### The problem
List each line of the data in which the string "page" appears.

────────────────────

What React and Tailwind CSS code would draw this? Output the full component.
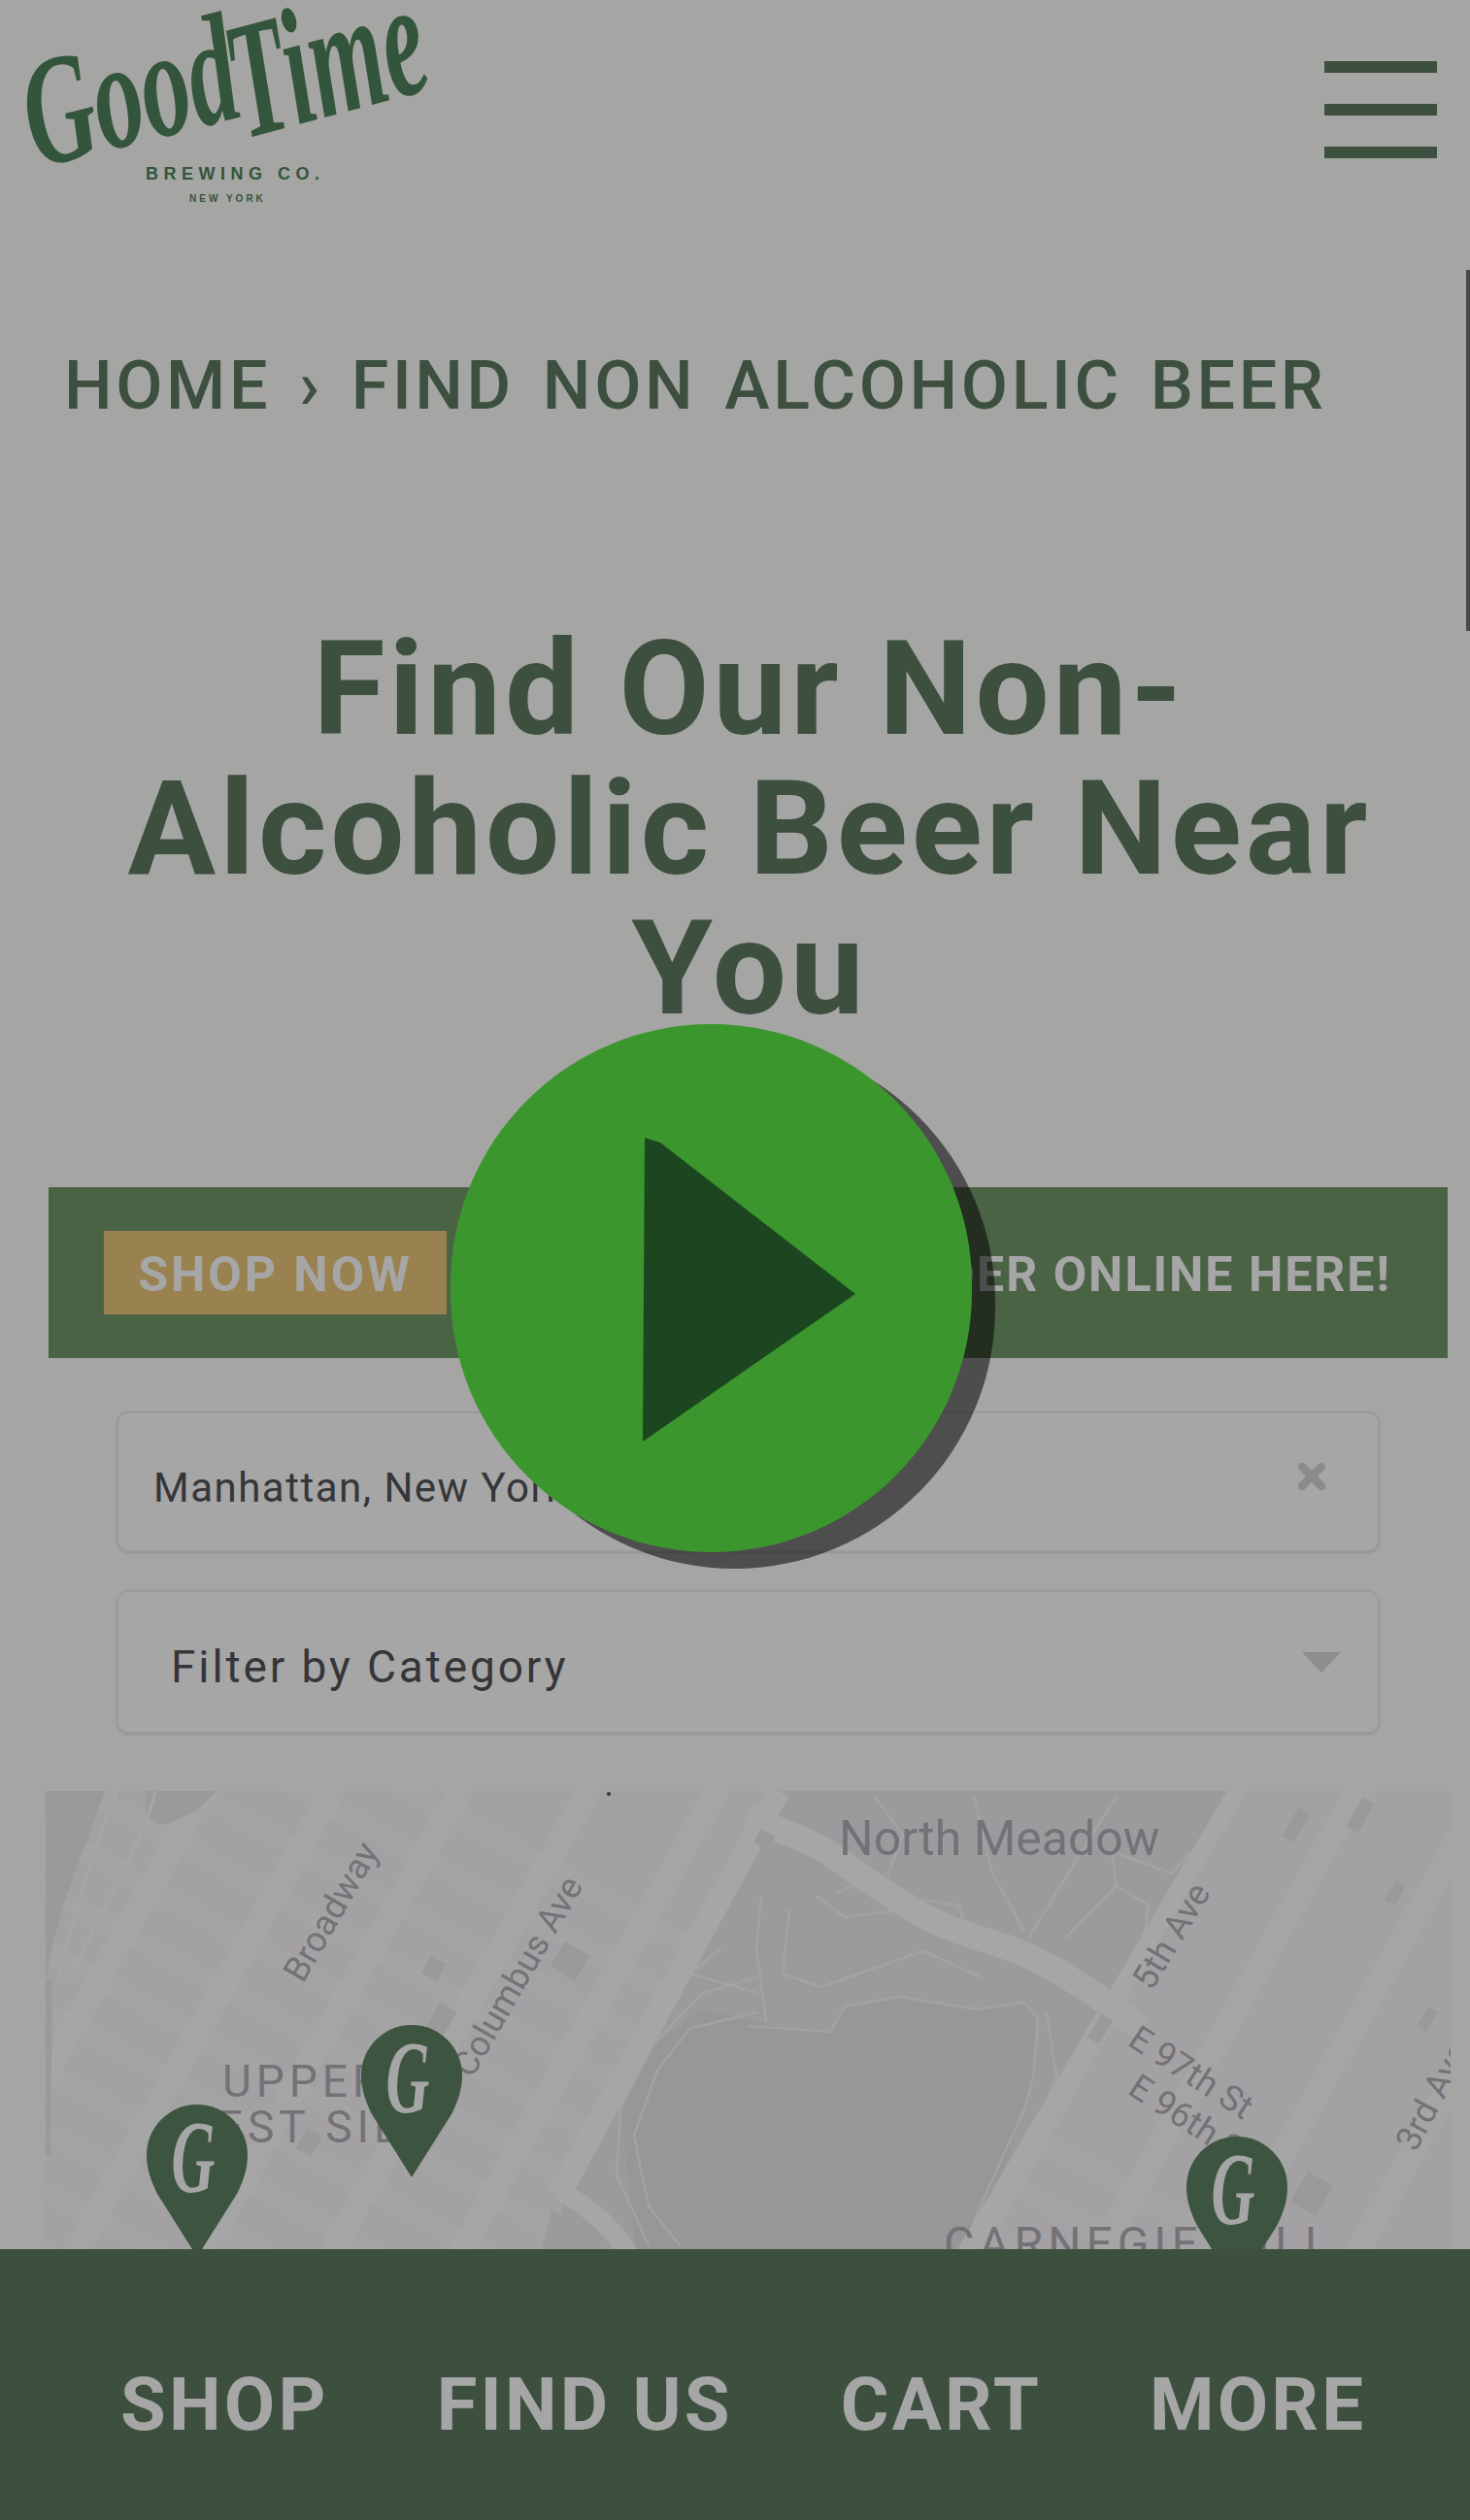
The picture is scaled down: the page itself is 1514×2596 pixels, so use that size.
import { X } from 'lucide-react'

const streets = Array.from({ length: 26 }, (_, i) => i)
const avenues = Array.from({ length: 14 }, (_, i) => i)
const blocks = [
  [587, 2020, 30, 30], [447, 2028, 18, 20], [455, 2080, 20, 28], [318, 2207, 18, 24],
  [1351, 2260, 30, 36], [1335, 1880, 14, 34], [1401, 1870, 14, 34], [1437, 1950, 12, 24],
  [1470, 2080, 12, 24], [1133, 2090, 14, 28], [787, 1895, 16, 16],
]
// footpaths in the park, traced by eye from the map
const parkPaths = [
  '770,2087 855,2093 870,2067 927,2057 1007,2070 1055,2063 1069,2080 1064,2140 1055,2173 1003,2287',
  '784,1953 779,2007 789,2083',
  '841,1953 870,1975 931,1967',
  '813,1967 806,2033 846,2047 950,2010 1012,2037',
  '1055,1990 1021,1927 1003,1850',
  '1059,1997 1102,1927 1150,1850',
  '1097,1997 1150,1943 1183,1963 1178,2000 1145,2053',
  '1150,1943 1145,1907 1207,1930 1226,1907',
  '1078,2073 1088,2140 1060,2207 1003,2290',
  '950,1957 988,1963 993,1983',
  '780,2037 724,2053 672,2107 639,2173 635,2240 668,2313',
  '780,2073 710,2090 677,2133 653,2200 668,2273 700,2313',
  '743,2007 710,2033 780,2053',
  '900,1850 930,1890 915,1930 860,1950',
]

function Pin({ className }) {
  return (
    <svg viewBox="0 0 104 157" className={className}>
      <path d="M52 0C23.3 0 0 23.3 0 52C0 67 5 80 11 92L52 157L93 92C99 80 104 67 104 52C104 23.3 80.7 0 52 0Z" fill="#5e8363" />
      <text textAnchor="middle" fontSize="62" fontStyle="italic" fontWeight="700" fontFamily="'Liberation Serif', serif" fill="#ffffff" transform="translate(48 90) scale(1 1.7)">G</text>
    </svg>
  )
}

function Logo() {
  return (
    <svg viewBox="0 0 413 197" className="w-[413px] h-[197px] overflow-visible">
      <g fill="#4f835b" fontFamily="'Liberation Serif', serif" fontStyle="italic" fontWeight="700">
        <text fontSize="100" transform="translate(10 160) rotate(-14) scale(1 1.6)">Good</text>
        <text fontSize="98" transform="translate(224 130) rotate(-15) scale(1 1.75)">Time</text>
      </g>
      <text x="122" y="172" fontSize="18" fontWeight="700" letterSpacing="5.5" fontFamily="'Liberation Sans', sans-serif" fill="#4f835b">BREWING CO.</text>
      <text x="167" y="195" fontSize="10" fontWeight="700" letterSpacing="3" fontFamily="'Liberation Sans', sans-serif" fill="#4f835b">NEW YORK</text>
    </svg>
  )
}

function MapPanel() {
  return (
    <div className="relative ml-[46px] mr-[20px] mt-[59px] h-[480px] overflow-hidden">
      <svg viewBox="46 1845 1448 480" className="w-[1448px] h-[480px] block">
        <rect x="46" y="1845" width="1448" height="480" fill="#faf8fa" />
        {streets.map((i) => (
          <line key={i} x1={-200} y1={1500 + i * 62} x2={1700} y2={1500 + i * 62 + 1053} stroke="#ffffff" strokeOpacity="0.6" strokeWidth="20" />
        ))}
        {avenues.map((i) => (
          <line key={i} x1={100 + i * 132} y1={1805} x2={i * 132 - 200} y2={2345} stroke="#ffffff" strokeOpacity="0.8" strokeWidth="26" />
        ))}
        <path d="M47 1845H108C90 1900 60 1960 47 2040Z" fill="#eeebf0" />
        <path d="M150 1845H222C210 1862 190 1875 165 1880L150 1870Z" fill="#eeebf0" />
        <path d="M47 2040L54 2040L52 2220L47 2220Z" fill="#eeebf0" />
        <path d="M120 1845C100 1900 80 1950 60 2040" fill="none" stroke="#ffffff" strokeWidth="3" />
        <path d="M160 1845C150 1890 110 1960 70 2040" fill="none" stroke="#ffffff" strokeWidth="3" />
        <path d="M802 1845H1272L998 2325H575L580 2255Z" fill="#f0edf1" />
        <path d="M555 2325L568 2277L660 2325Z" fill="#f0edf1" />
        <path d="M672 2107L724 2070L800 2087L855 2093L870 2067L927 2057L1007 2070L1055 2063L1069 2080L1064 2140L1055 2173L1003 2325H655L639 2173Z" fill="#eae7ec" />
        <path d="M770 1870C800 1885 830 1895 851 1907C890 1935 920 1955 950 1973C990 1995 1030 2000 1064 2017C1100 2035 1130 2055 1175 2090" fill="none" stroke="#ffffff" strokeWidth="26" />
        <path d="M802 1845L575 2262" fill="none" stroke="#ffffff" strokeWidth="24" />
        <path d="M1274 1845L992 2325" fill="none" stroke="#ffffff" strokeWidth="18" />
        <path d="M578 2258C610 2275 630 2295 650 2325" fill="none" stroke="#ffffff" strokeWidth="20" />
        {parkPaths.map((points) => (
          <polyline key={points} points={points} fill="none" stroke="#ffffff" strokeOpacity="0.75" strokeWidth="2.5" strokeLinejoin="round" />
        ))}
        {blocks.map(([x, y, w, h]) => (
          <rect key={`${x}-${y}`} x={x - w / 2} y={y - h / 2} width={w} height={h} fill="#eeebf0" transform={`rotate(30 ${x} ${y})`} />
        ))}
        <circle cx="627" cy="1848" r="2" fill="#555555" />
        <g fontFamily="Roboto, sans-serif" fill="#b2afb6">
          <text x="864" y="1911" fontSize="50">North Meadow</text>
          <text fontSize="36" transform="translate(312 2044) rotate(-60)">Broadway</text>
          <text fontSize="36" transform="translate(486 2142) rotate(-60)">Columbus Ave</text>
          <text fontSize="36" transform="translate(1186 2052) rotate(-59)">5th Ave</text>
          <text fontSize="36" transform="translate(1160 2106) rotate(33)">E 97th St</text>
          <text fontSize="36" transform="translate(1160 2156) rotate(33)">E 96th St</text>
          <text fontSize="36" transform="translate(1458 2218) rotate(-62)">3rd Ave</text>
          <text x="229" y="2160" fontSize="46" letterSpacing="5">UPPER</text>
          <text x="178" y="2207" fontSize="46" letterSpacing="5">WEST SIDE</text>
          <text x="972" y="2328" fontSize="48" letterSpacing="5">CARNEGIE HILL</text>
        </g>
      </svg>
      <Pin className="absolute left-[326px] top-[241px] w-[104px] h-[157px]" />
      <Pin className="absolute left-[105px] top-[323px] w-[104px] h-[157px]" />
      <Pin className="absolute left-[1176px] top-[356px] w-[104px] h-[157px]" />
    </div>
  )
}

export default function App() {
  return (
    <div className="relative h-screen overflow-hidden flex flex-col bg-[#fefefb] font-['Roboto',sans-serif]">
      <main className="flex-1 min-h-0 overflow-hidden">
        <header className="flex justify-between items-start pl-[28px] pr-[34px] pt-[13px]">
          <Logo />
          <div className="flex flex-col gap-[32px] mt-[50px]">
            <div className="w-[116px] h-[12px] bg-[#5e7a61]" />
            <div className="w-[116px] h-[12px] bg-[#5e7a61]" />
            <div className="w-[116px] h-[12px] bg-[#5e7a61]" />
          </div>
        </header>

        <p className="mt-[152px] ml-[66px] text-[70px] leading-[70px] font-medium text-[#5e7a61] whitespace-nowrap tracking-[3.6px] [word-spacing:8px]">
          HOME › FIND NON ALCOHOLIC BEER
        </p>

        <h1 className="mt-[206px] pl-[30px] text-center text-[135px] leading-[144px] font-bold tracking-[4px] text-[#5e7a61]">
          Find Our Non-<br />Alcoholic Beer Near<br />You
        </h1>

        <div className="mt-[153px] ml-[50px] mr-[23px] h-[176px] pl-[57px] pr-[58px] flex items-center justify-between bg-[#74996a]">
          <a className="w-[353px] h-[86px] pt-[4px] flex items-center justify-center bg-[#ebc87a] text-white text-[50px] font-bold tracking-[3px]">SHOP NOW</a>
          <span className="pt-[4px] text-white text-[50px] font-bold tracking-[2px] whitespace-nowrap">ORDER ONLINE HERE!</span>
        </div>

        <div className="mt-[55px] ml-[120px] mr-[93px] h-[145px] pl-[36px] pr-[48px] flex items-center justify-between bg-white border-2 border-[#eeeeee] rounded-[12px] shadow-sm">
          <span className="pt-[12px] text-[42px] text-[#535358] tracking-[1.5px]">Manhattan, New York, NY, USA</span>
          <X size={40} strokeWidth={5} className="mb-[12px] text-[#d6d4d8]" />
        </div>

        <div className="mt-[39px] ml-[120px] mr-[93px] h-[148px] pl-[54px] pr-[38px] flex items-center justify-between bg-white border-2 border-[#eeeeee] rounded-[12px] shadow-sm">
          <span className="pt-[10px] text-[46px] text-[#535358] tracking-[2.9px]">Filter by Category</span>
          <div className="w-0 h-0 border-x-[20px] border-x-transparent border-t-[21px] border-t-[#dadada]" />
        </div>

        <MapPanel />
      </main>

      <nav className="h-[279px] shrink-0 pl-[124px] pt-[40px] flex items-center gap-[111px] bg-[#5e7a61] text-white text-[76px] font-bold tracking-[3.2px]">
        <span>SHOP</span>
        <span>FIND US</span>
        <span>CART</span>
        <span>MORE</span>
      </nav>

      {/* dimmed layer + play button sit on top of the page */}
      <div className="absolute inset-0 bg-black/35" />
      <div className="absolute right-0 top-[278px] w-[4px] h-[372px] bg-[#4a4a48]" />
      <button className="absolute left-[464px] top-[1055px] w-[537px] h-[544px] rounded-full bg-[#3c962e] shadow-[24px_17px_0_rgba(0,0,0,0.53)]">
        <svg viewBox="0 0 537 544" className="absolute inset-0 w-full h-full">
          <path d="M200 117L216 122L417 278L198 430Z" fill="#1c461f" />
        </svg>
      </button>
    </div>
  )
}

────────────────────

### Correct output
The picture is scaled down: the page itself is 1514×2596 pixels, so use that size.
      {/* dimmed layer + play button sit on top of the page */}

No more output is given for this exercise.